▶ _THE REQUEST_: Repeat each line of the material below exactly as it appears, minus any pictures.

▶ _PROVIDED DATA_:
================================
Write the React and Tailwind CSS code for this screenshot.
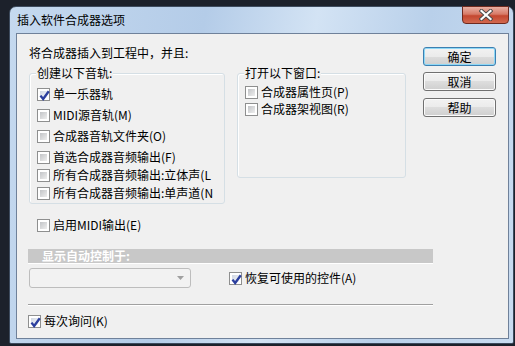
import React from "react";

const font = { fontFamily: '"Noto Sans CJK SC", "Liberation Sans", sans-serif' };

function Box({ checked }) {
  return (
    <div className="w-[13px] h-[13px] shrink-0 border border-[#8e8f8f] bg-white p-[2px]">
      <div
        className={
          checked
            ? "w-full h-full bg-[linear-gradient(135deg,#cfd6e3,#f4f6f9)] relative"
            : "w-full h-full bg-[linear-gradient(135deg,#c2c4c7,#eeeeee)]"
        }
      >
        {checked && (
          <svg viewBox="0 0 9 9" className="absolute -left-[1px] -top-[1px] w-[11px] h-[11px]">
            <path d="M1.2 4.6 L3.4 7.4 L8 1" fill="none" stroke="#2b3f9e" strokeWidth="1.9" />
          </svg>
        )}
      </div>
    </div>
  );
}

function Check({ checked, label, className = "" }) {
  return (
    <div className={"flex items-center h-[16px] gap-[3px] text-[12px] leading-[16px] text-black " + className}>
      <Box checked={checked} />
      <span className="whitespace-nowrap">{label}</span>
    </div>
  );
}

function Btn({ children, def }) {
  return (
    <div
      className={
        "w-[73px] h-[19px] rounded-[3px] border flex items-center justify-center text-[12px] leading-[16px] text-black bg-[linear-gradient(#f2f2f2_0%,#ebebeb_50%,#dddddd_50%,#cfcfcf_100%)] " +
        (def ? "border-[#3c7fb1] shadow-[inset_0_0_0_1px_#8ed8f6]" : "border-[#707070] shadow-[inset_0_0_0_1px_#fbfbfb]")
      }
    >
      {children}
    </div>
  );
}

export default function App() {
  return (
    <div className="w-[515px] h-[346px] bg-[#1c212b] pt-[6px] pl-[9px] overflow-hidden" style={font}>
      <div className="w-[505px] h-[338px] border border-[#3d4b5e] rounded-t-[7px] rounded-b-[2px] bg-[linear-gradient(100deg,#c5d9ef_0%,#b4cce8_35%,#d3e3f4_55%,#b9d0ea_75%,#c9dcf1_100%)] flex flex-col pl-[6px] pr-[4px] pb-[4px]">
        <div className="h-[26px] relative flex items-center pl-[1px]">
          <span className="text-[12px] leading-[16px] text-black">插入软件合成器选项</span>
          <div className="absolute -top-[1px] right-0 w-[47px] h-[18px] rounded-b-[4px] border border-[#6e2a1f] bg-[linear-gradient(#e9b0a3_0%,#d77a66_45%,#c4472f_55%,#d2694f_100%)] flex items-center justify-center">
            <svg viewBox="0 0 14 12" className="w-[14px] h-[12px]">
              <path d="M2.5 2 L11.5 10 M11.5 2 L2.5 10" stroke="#4a4a4a" strokeWidth="4" strokeLinecap="square" />
              <path d="M2.5 2 L11.5 10 M11.5 2 L2.5 10" stroke="#ffffff" strokeWidth="2.2" strokeLinecap="square" />
            </svg>
          </div>
        </div>
        <div className="flex-1 border border-[#6f819a] bg-[#f0f0f0] flex flex-col pl-[11px]">
          <div className="flex">
            <div className="w-[394px] flex flex-col">
              <div className="mt-[11px] pl-[1px] h-[16px] text-[12px] leading-[16px] text-black">将合成器插入到工程中，并且:</div>
              <div className="mt-[12px] pl-[1px] flex">
                <div className="relative w-[196px] h-[131px] border border-[#d5dfe5] rounded-[3px] shadow-[inset_1px_1px_0_#ffffff] flex flex-col pl-[7px]">
                  <span className="absolute -top-[9px] left-[6px] px-[1px] bg-[#f0f0f0] text-[12px] leading-[16px] text-black">创建以下音轨:</span>
                  <Check checked label="单一乐器轨" className="mt-[12px]" />
                  <Check label="MIDI源音轨(M)" className="mt-[5px]" />
                  <Check label="合成器音轨文件夹(O)" className="mt-[5px]" />
                  <Check label="首选合成器音频输出(F)" className="mt-[5px]" />
                  <Check label="所有合成器音频输出:立体声(L" className="mt-[2px]" />
                  <Check label="所有合成器音频输出:单声道(N" className="mt-[2px]" />
                </div>
                <div className="relative ml-[12px] w-[169px] h-[105px] border border-[#d5dfe5] rounded-[3px] shadow-[inset_1px_1px_0_#ffffff] flex flex-col pl-[7px]">
                  <span className="absolute -top-[9px] left-[6px] px-[1px] bg-[#f0f0f0] text-[12px] leading-[16px] text-black">打开以下窗口:</span>
                  <Check label="合成器属性页(P)" className="mt-[10px]" />
                  <Check label="合成器架视图(R)" className="mt-[1px]" />
                </div>
              </div>
              <Check label="启用MIDI输出(E)" className="mt-[13px] ml-[9px]" />
            </div>
            <div className="ml-[1px] pt-[13px] flex flex-col">
              <Btn def>确定</Btn>
              <div className="mt-[6px]"><Btn>取消</Btn></div>
              <div className="mt-[7px]"><Btn>帮助</Btn></div>
            </div>
          </div>
          <div className="mt-[16px] w-[405px] h-[14px] bg-[#c8c8c8] flex items-center pl-[14px] text-[12px] leading-[14px] text-white font-bold">显示自动控制于:</div>
          <div className="w-[405px] h-[1px] bg-white" />
          <div className="mt-[4px] flex items-center">
            <div className="ml-[1px] w-[162px] h-[20px] rounded-[3px] border border-[#bdbdbd] bg-[#f2f2f2] flex items-center justify-end pr-[6px]">
              <svg viewBox="0 0 7 4" className="w-[7px] h-[4px]"><path d="M0 0 H7 L3.5 4 Z" fill="#a0a0a0" /></svg>
            </div>
            <Check checked label="恢复可使用的控件(A)" className="ml-[38px]" />
          </div>
          <div className="mt-[16px] w-[405px] h-[1px] bg-[#a0a0a0]" />
          <div className="w-[405px] h-[1px] bg-white" />
          <Check checked label="每次询问(K)" className="mt-[7px]" />
        </div>
      </div>
    </div>
  );
}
================================
▶ _EXERCISE RESULT_:
Write the React and Tailwind CSS code for this screenshot.
import React from "react";

const font = { fontFamily: '"Noto Sans CJK SC", "Liberation Sans", sans-serif' };

function Box({ checked }) {
  return (
    <div className="w-[13px] h-[13px] shrink-0 border border-[#8e8f8f] bg-white p-[2px]">
      <div
        className={
          checked
            ? "w-full h-full bg-[linear-gradient(135deg,#cfd6e3,#f4f6f9)] relative"
            : "w-full h-full bg-[linear-gradient(135deg,#c2c4c7,#eeeeee)]"
        }
      >
        {checked && (
          <svg viewBox="0 0 9 9" className="absolute -left-[1px] -top-[1px] w-[11px] h-[11px]">
            <path d="M1.2 4.6 L3.4 7.4 L8 1" fill="none" stroke="#2b3f9e" strokeWidth="1.9" />
          </svg>
        )}
      </div>
    </div>
  );
}

function Check({ checked, label, className = "" }) {
  return (
    <div className={"flex items-center h-[16px] gap-[3px] text-[12px] leading-[16px] text-black " + className}>
      <Box checked={checked} />
      <span className="whitespace-nowrap">{label}</span>
    </div>
  );
}

function Btn({ children, def }) {
  return (
    <div
      className={
        "w-[73px] h-[19px] rounded-[3px] border flex items-center justify-center text-[12px] leading-[16px] text-black bg-[linear-gradient(#f2f2f2_0%,#ebebeb_50%,#dddddd_50%,#cfcfcf_100%)] " +
        (def ? "border-[#3c7fb1] shadow-[inset_0_0_0_1px_#8ed8f6]" : "border-[#707070] shadow-[inset_0_0_0_1px_#fbfbfb]")
      }
    >
      {children}
    </div>
  );
}

export default function App() {
  return (
    <div className="w-[515px] h-[346px] bg-[#1c212b] pt-[6px] pl-[9px] overflow-hidden" style={font}>
      <div className="w-[505px] h-[338px] border border-[#3d4b5e] rounded-t-[7px] rounded-b-[2px] bg-[linear-gradient(100deg,#c5d9ef_0%,#b4cce8_35%,#d3e3f4_55%,#b9d0ea_75%,#c9dcf1_100%)] flex flex-col pl-[6px] pr-[4px] pb-[4px]">
        <div className="h-[26px] relative flex items-center pl-[1px]">
          <span className="text-[12px] leading-[16px] text-black">插入软件合成器选项</span>
          <div className="absolute -top-[1px] right-0 w-[47px] h-[18px] rounded-b-[4px] border border-[#6e2a1f] bg-[linear-gradient(#e9b0a3_0%,#d77a66_45%,#c4472f_55%,#d2694f_100%)] flex items-center justify-center">
            <svg viewBox="0 0 14 12" className="w-[14px] h-[12px]">
              <path d="M2.5 2 L11.5 10 M11.5 2 L2.5 10" stroke="#4a4a4a" strokeWidth="4" strokeLinecap="square" />
              <path d="M2.5 2 L11.5 10 M11.5 2 L2.5 10" stroke="#ffffff" strokeWidth="2.2" strokeLinecap="square" />
            </svg>
          </div>
        </div>
        <div className="flex-1 border border-[#6f819a] bg-[#f0f0f0] flex flex-col pl-[11px]">
          <div className="flex">
            <div className="w-[394px] flex flex-col">
              <div className="mt-[11px] pl-[1px] h-[16px] text-[12px] leading-[16px] text-black">将合成器插入到工程中，并且:</div>
              <div className="mt-[12px] pl-[1px] flex">
                <div className="relative w-[196px] h-[131px] border border-[#d5dfe5] rounded-[3px] shadow-[inset_1px_1px_0_#ffffff] flex flex-col pl-[7px]">
                  <span className="absolute -top-[9px] left-[6px] px-[1px] bg-[#f0f0f0] text-[12px] leading-[16px] text-black">创建以下音轨:</span>
                  <Check checked label="单一乐器轨" className="mt-[12px]" />
                  <Check label="MIDI源音轨(M)" className="mt-[5px]" />
                  <Check label="合成器音轨文件夹(O)" className="mt-[5px]" />
                  <Check label="首选合成器音频输出(F)" className="mt-[5px]" />
                  <Check label="所有合成器音频输出:立体声(L" className="mt-[2px]" />
                  <Check label="所有合成器音频输出:单声道(N" className="mt-[2px]" />
                </div>
                <div className="relative ml-[12px] w-[169px] h-[105px] border border-[#d5dfe5] rounded-[3px] shadow-[inset_1px_1px_0_#ffffff] flex flex-col pl-[7px]">
                  <span className="absolute -top-[9px] left-[6px] px-[1px] bg-[#f0f0f0] text-[12px] leading-[16px] text-black">打开以下窗口:</span>
                  <Check label="合成器属性页(P)" className="mt-[10px]" />
                  <Check label="合成器架视图(R)" className="mt-[1px]" />
                </div>
              </div>
              <Check label="启用MIDI输出(E)" className="mt-[13px] ml-[9px]" />
            </div>
            <div className="ml-[1px] pt-[13px] flex flex-col">
              <Btn def>确定</Btn>
              <div className="mt-[6px]"><Btn>取消</Btn></div>
              <div className="mt-[7px]"><Btn>帮助</Btn></div>
            </div>
          </div>
          <div className="mt-[16px] w-[405px] h-[14px] bg-[#c8c8c8] flex items-center pl-[14px] text-[12px] leading-[14px] text-white font-bold">显示自动控制于:</div>
          <div className="w-[405px] h-[1px] bg-white" />
          <div className="mt-[4px] flex items-center">
            <div className="ml-[1px] w-[162px] h-[20px] rounded-[3px] border border-[#bdbdbd] bg-[#f2f2f2] flex items-center justify-end pr-[6px]">
              <svg viewBox="0 0 7 4" className="w-[7px] h-[4px]"><path d="M0 0 H7 L3.5 4 Z" fill="#a0a0a0" /></svg>
            </div>
            <Check checked label="恢复可使用的控件(A)" className="ml-[38px]" />
          </div>
          <div className="mt-[16px] w-[405px] h-[1px] bg-[#a0a0a0]" />
          <div className="w-[405px] h-[1px] bg-white" />
          <Check checked label="每次询问(K)" className="mt-[7px]" />
        </div>
      </div>
    </div>
  );
}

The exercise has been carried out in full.